◆ Data supplied:
____________

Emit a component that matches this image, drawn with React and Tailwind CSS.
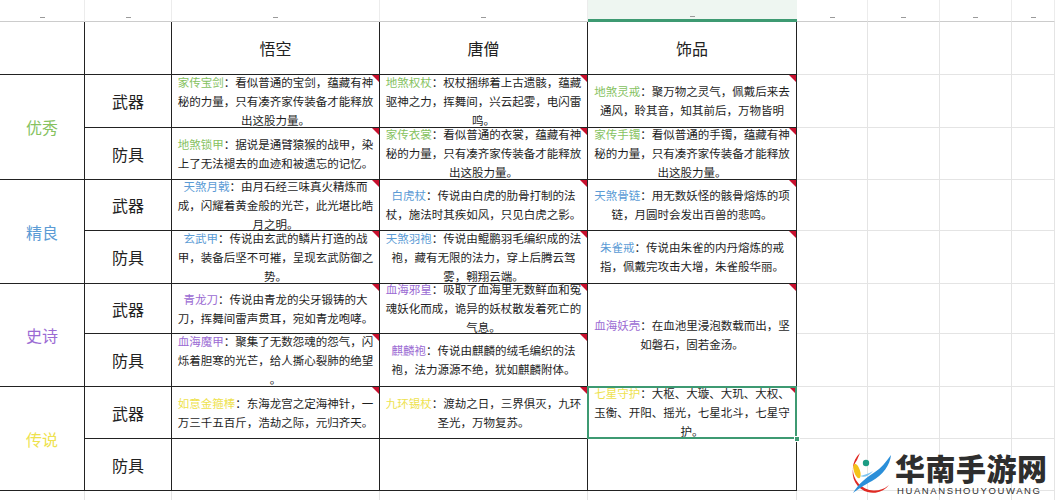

____________

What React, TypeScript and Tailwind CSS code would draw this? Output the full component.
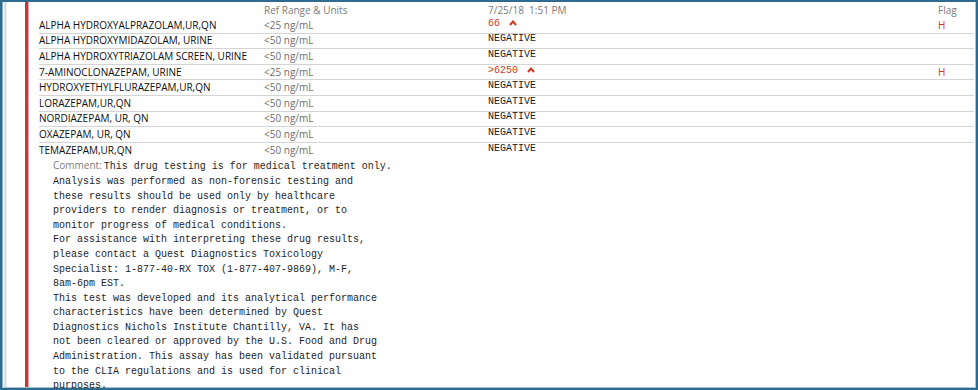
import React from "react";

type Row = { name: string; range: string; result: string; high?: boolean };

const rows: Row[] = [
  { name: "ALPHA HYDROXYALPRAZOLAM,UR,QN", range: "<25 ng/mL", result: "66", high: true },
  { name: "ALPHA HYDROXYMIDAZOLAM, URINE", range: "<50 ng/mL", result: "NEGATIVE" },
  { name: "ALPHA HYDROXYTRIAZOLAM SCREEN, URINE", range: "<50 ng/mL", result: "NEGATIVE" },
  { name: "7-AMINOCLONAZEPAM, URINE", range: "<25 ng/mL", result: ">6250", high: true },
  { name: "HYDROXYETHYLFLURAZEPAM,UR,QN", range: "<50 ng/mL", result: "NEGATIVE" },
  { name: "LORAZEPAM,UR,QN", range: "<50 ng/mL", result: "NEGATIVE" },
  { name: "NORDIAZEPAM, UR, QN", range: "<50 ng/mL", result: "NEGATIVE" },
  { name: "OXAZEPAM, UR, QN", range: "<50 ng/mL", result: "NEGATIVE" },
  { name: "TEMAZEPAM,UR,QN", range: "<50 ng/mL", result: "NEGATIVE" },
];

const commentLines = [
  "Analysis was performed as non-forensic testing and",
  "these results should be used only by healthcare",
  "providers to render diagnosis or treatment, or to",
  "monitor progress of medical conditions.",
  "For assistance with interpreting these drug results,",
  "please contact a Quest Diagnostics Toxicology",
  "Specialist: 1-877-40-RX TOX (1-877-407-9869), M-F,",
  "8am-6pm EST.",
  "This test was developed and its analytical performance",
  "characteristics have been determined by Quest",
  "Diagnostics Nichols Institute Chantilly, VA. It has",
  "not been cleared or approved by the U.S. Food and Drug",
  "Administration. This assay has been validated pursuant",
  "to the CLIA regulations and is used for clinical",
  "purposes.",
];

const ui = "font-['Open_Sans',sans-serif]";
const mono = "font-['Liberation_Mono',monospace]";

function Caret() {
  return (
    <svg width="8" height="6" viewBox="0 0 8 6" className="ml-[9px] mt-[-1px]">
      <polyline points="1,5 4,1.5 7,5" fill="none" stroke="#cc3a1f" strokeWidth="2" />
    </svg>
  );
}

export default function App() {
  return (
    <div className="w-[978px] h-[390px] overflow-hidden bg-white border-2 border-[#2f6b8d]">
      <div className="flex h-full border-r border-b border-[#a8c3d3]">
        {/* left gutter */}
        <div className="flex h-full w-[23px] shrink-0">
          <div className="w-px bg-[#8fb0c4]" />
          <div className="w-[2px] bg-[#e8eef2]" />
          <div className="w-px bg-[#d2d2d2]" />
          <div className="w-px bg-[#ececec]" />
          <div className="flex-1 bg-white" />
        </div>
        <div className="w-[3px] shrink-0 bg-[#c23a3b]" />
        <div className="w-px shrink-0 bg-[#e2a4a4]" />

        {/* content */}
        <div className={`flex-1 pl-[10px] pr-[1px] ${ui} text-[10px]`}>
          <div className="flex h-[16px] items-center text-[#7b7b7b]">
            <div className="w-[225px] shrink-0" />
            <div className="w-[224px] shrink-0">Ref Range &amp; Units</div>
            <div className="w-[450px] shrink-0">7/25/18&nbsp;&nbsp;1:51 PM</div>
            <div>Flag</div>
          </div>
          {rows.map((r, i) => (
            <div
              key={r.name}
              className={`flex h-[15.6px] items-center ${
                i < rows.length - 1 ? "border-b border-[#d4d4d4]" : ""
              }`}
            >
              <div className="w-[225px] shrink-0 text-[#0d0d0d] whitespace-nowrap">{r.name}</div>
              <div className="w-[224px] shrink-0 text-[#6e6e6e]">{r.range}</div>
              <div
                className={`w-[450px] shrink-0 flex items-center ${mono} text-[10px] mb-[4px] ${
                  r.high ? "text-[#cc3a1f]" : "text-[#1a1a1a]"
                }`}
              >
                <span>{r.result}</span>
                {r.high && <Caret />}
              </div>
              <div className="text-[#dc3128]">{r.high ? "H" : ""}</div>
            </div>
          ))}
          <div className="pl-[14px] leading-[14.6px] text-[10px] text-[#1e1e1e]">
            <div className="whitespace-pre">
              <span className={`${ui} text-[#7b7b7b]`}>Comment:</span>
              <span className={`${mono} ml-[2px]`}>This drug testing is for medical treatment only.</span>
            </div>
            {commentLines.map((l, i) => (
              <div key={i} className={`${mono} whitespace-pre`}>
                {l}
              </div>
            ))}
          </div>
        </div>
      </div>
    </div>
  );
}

____________

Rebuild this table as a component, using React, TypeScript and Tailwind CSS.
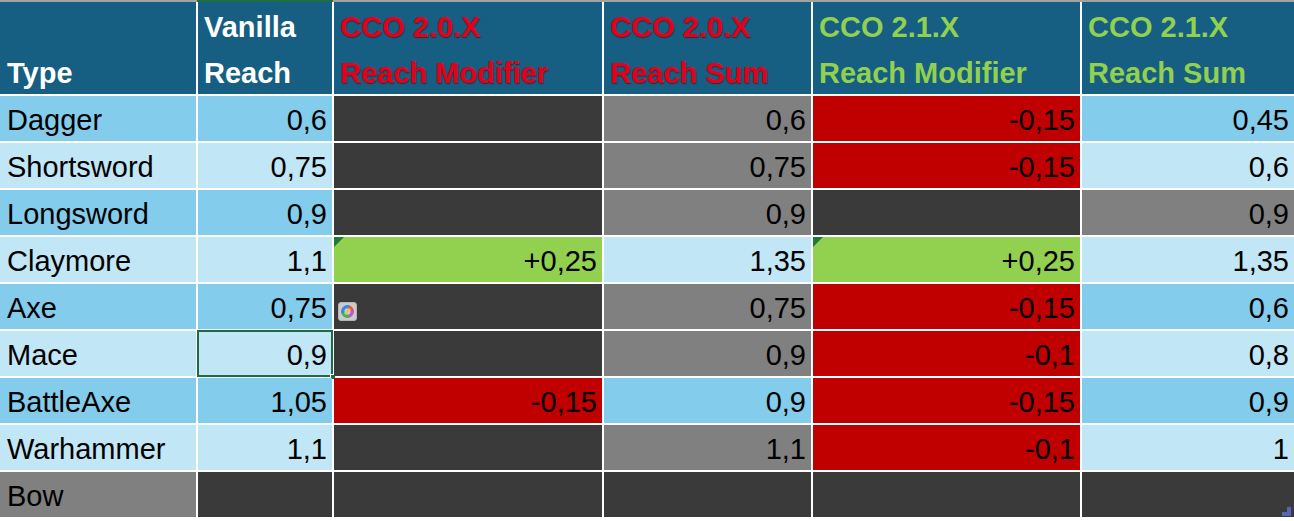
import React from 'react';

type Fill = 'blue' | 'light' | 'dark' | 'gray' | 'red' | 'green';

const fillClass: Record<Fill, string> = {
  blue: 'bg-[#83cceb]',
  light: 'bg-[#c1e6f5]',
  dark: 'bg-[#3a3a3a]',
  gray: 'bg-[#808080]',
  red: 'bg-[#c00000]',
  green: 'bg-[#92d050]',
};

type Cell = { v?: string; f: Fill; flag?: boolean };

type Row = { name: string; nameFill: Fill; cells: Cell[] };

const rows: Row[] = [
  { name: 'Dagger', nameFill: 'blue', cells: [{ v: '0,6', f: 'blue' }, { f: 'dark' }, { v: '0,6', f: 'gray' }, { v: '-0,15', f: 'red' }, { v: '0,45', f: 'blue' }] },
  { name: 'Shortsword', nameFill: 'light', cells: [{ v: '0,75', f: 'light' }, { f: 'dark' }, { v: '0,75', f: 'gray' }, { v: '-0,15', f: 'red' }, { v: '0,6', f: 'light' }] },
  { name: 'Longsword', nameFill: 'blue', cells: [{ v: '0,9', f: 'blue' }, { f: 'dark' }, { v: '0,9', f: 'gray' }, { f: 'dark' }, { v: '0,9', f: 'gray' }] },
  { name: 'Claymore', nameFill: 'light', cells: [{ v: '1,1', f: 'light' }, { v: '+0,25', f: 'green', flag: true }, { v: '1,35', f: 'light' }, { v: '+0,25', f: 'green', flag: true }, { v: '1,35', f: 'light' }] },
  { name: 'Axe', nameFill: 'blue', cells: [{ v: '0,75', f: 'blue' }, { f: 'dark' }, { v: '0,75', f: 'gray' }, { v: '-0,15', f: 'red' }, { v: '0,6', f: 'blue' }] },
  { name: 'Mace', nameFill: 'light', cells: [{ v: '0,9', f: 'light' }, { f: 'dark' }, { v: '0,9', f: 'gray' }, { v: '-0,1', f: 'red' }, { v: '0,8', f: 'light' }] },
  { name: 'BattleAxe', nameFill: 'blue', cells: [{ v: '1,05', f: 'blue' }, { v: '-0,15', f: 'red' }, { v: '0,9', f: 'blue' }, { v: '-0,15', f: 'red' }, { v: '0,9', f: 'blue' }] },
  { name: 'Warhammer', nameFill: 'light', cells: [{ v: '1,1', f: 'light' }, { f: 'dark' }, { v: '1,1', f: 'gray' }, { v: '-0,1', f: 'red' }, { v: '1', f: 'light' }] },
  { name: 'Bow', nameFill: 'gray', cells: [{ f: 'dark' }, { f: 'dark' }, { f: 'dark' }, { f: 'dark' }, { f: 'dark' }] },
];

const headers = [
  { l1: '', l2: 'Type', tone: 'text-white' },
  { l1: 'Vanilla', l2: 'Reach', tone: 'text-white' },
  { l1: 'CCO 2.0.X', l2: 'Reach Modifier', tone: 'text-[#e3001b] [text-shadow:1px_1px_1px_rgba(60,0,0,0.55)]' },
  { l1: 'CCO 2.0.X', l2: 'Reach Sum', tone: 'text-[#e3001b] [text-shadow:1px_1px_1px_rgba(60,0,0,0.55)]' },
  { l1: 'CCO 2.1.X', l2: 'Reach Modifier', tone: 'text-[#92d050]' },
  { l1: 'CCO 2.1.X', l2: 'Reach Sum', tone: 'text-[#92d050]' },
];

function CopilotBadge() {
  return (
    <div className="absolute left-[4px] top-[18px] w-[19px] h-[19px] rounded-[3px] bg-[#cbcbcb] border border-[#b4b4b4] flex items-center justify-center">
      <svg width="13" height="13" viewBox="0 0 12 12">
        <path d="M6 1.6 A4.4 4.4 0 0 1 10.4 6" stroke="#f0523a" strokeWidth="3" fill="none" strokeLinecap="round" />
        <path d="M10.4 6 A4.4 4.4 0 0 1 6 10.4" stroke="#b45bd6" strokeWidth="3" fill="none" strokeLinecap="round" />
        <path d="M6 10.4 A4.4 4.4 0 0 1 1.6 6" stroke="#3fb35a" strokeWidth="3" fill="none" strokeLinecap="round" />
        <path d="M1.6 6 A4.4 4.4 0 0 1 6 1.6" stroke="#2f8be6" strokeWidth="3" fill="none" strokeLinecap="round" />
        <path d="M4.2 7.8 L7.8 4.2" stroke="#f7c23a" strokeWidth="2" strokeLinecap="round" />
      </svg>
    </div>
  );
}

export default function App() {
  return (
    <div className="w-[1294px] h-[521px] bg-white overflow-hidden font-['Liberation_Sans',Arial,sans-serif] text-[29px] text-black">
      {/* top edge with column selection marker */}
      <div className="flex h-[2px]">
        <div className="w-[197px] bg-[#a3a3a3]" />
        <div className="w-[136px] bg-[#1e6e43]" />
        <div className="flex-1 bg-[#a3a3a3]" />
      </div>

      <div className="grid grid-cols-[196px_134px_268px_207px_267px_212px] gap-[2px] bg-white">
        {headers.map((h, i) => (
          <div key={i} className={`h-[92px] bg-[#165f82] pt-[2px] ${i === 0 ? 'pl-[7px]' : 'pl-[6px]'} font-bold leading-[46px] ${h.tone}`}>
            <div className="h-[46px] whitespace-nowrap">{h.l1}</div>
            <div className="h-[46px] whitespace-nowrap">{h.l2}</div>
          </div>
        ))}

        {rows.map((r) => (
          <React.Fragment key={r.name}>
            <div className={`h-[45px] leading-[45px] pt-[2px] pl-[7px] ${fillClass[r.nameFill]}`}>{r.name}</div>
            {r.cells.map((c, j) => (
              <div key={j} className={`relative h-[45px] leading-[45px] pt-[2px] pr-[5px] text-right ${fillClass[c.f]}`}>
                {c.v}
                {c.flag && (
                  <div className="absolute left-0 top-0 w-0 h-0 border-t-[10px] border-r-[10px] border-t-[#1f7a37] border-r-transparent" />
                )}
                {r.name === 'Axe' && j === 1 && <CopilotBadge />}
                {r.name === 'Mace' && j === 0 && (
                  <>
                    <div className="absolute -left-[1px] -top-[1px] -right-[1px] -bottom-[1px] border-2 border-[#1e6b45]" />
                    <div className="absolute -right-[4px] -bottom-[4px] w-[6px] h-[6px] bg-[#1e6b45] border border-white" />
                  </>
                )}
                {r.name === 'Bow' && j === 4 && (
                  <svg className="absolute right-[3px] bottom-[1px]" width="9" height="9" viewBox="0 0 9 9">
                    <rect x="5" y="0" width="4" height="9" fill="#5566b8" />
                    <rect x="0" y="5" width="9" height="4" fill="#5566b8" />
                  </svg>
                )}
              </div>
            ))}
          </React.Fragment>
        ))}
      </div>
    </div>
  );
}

____________

◆ Do this: Nothing but the lines above, starting at the line that contains "Rebuild this table" and ending at the line that contains "string; nameFill: Fill;", should be given again, exactly and without the pictures.

◆ Correct output:
Rebuild this table as a component, using React, TypeScript and Tailwind CSS.
import React from 'react';

type Fill = 'blue' | 'light' | 'dark' | 'gray' | 'red' | 'green';

const fillClass: Record<Fill, string> = {
  blue: 'bg-[#83cceb]',
  light: 'bg-[#c1e6f5]',
  dark: 'bg-[#3a3a3a]',
  gray: 'bg-[#808080]',
  red: 'bg-[#c00000]',
  green: 'bg-[#92d050]',
};

type Cell = { v?: string; f: Fill; flag?: boolean };

type Row = { name: string; nameFill: Fill; cells: Cell[] };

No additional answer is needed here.